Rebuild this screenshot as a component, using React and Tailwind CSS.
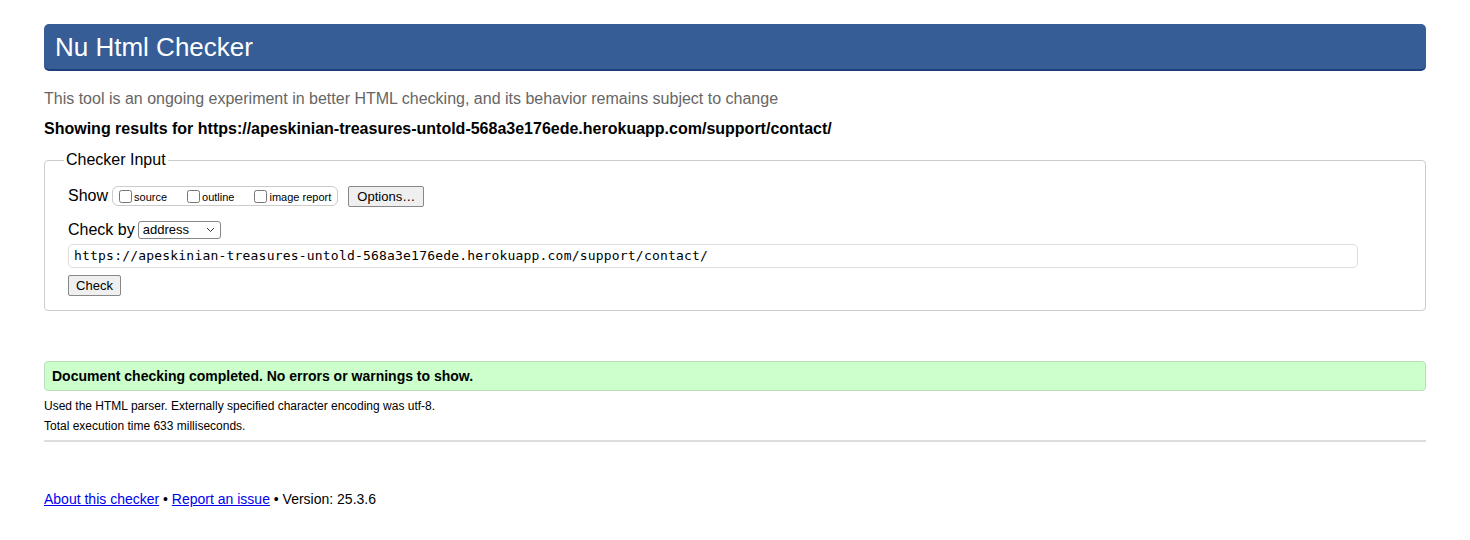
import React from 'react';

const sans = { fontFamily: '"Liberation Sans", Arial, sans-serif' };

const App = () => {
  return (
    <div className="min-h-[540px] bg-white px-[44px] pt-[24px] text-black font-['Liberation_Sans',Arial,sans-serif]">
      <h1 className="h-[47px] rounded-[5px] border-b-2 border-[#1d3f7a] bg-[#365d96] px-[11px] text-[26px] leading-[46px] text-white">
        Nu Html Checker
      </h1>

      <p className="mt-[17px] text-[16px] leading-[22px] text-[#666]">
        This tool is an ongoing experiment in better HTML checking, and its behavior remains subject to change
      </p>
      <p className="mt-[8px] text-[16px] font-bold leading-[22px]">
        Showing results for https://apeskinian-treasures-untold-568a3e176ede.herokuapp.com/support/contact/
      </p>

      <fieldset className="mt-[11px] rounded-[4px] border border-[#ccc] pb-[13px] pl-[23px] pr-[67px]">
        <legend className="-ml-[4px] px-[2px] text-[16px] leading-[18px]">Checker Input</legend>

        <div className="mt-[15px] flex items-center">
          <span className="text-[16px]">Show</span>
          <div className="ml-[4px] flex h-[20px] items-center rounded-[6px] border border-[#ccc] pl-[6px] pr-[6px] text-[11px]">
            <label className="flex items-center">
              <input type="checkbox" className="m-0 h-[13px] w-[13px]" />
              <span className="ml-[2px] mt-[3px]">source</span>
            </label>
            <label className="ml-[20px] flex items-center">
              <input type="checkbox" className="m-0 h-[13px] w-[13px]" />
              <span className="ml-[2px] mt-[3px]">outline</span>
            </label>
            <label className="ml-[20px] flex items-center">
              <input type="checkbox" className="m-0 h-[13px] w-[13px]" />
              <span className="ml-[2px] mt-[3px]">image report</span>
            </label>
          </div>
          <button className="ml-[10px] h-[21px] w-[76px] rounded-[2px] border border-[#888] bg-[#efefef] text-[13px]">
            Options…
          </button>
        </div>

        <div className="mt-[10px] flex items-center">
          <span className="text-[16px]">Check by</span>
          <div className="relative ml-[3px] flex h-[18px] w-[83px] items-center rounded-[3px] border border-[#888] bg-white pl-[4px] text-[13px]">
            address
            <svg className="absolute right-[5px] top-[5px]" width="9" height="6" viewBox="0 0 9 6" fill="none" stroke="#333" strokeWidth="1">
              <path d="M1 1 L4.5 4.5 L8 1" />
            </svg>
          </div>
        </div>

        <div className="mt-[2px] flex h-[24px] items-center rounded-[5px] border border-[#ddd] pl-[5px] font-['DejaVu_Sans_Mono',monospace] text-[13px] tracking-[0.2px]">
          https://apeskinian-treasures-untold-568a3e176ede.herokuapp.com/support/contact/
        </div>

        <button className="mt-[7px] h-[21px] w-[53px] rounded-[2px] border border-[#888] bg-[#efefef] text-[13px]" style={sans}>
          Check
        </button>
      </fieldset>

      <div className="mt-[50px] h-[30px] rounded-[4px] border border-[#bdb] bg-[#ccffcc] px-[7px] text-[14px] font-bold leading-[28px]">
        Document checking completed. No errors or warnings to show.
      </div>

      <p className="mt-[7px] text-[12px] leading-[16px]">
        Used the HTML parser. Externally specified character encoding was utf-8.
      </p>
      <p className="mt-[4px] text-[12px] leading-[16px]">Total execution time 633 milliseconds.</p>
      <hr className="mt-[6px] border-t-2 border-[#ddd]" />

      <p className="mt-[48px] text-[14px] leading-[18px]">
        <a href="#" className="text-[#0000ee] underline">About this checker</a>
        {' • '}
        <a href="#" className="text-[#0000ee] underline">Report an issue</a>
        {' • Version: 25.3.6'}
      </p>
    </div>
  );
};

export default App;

++++++++++

— What you are asked to do —
In the listing above, locate each line with "React" and copy it.

— Output of the exercise —
Rebuild this screenshot as a component, using React and Tailwind CSS.
import React from 'react';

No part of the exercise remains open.